Speaker: Edoardo Airoldi,
Assistant Professor of Statistics, Harvard University
Location: Maxwell-Dworkin G125, 33 Oxford Street, Cambridge, MA 02138
Time: Informal lunch with speaker, 12:30pm. Talk, 1:00pm.
Title: Design and Analysis of Experiments that Leverage Social Structure and Interactions
Abstract: A number of scientific endeavors of current national and international interest involve populations with interacting and/or interfering units. In these problems, a collection of partial
measurements about patterns of interaction and interference (e.g., social structure and familial relations) is available, in addition to more traditional measurements about unit-level outcomes and covariates. Formal statistical models for the analysis of this
type of data have emerged as a major topic of interest in diverse areas of study. In this talk, I will review a few ideas and open areas of research that are central to this burgeoning literature, placing emphasis on inference and other core statistical issues.

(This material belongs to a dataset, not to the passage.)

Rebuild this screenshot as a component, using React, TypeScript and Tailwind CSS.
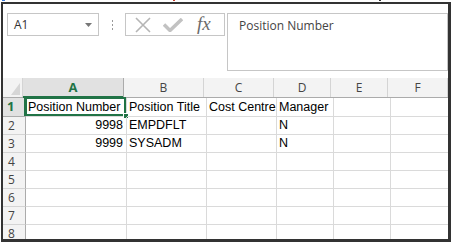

Then I will turn to describing a technical notion of non-ignorability that applies to sampling designs that leverage social structure, an inference strategy that can be used to obtain valid estimates in these settings, and a randomization-based approach to
estimating the causal effect of peer influence, with hints to applications to advertising on social media platforms, politics and healthcare in which these statistical problems arise.
Bio: Edoardo Airoldi received his Ph.D. from Carnegie Mellon in 2006. His dissertation introduced statistical and computational elements of graph theory that support data analysis of complex systems
and their evolution. Airoldi's research interests encompass statistical methodology and theory with application to molecular biology and integrative genomics, computational social science, and statistical analysis of large biological and information networks.
Specific areas of technical interest include probabilistic algorithms, approximation theorems, convex and combinatorial optimization, and geometry.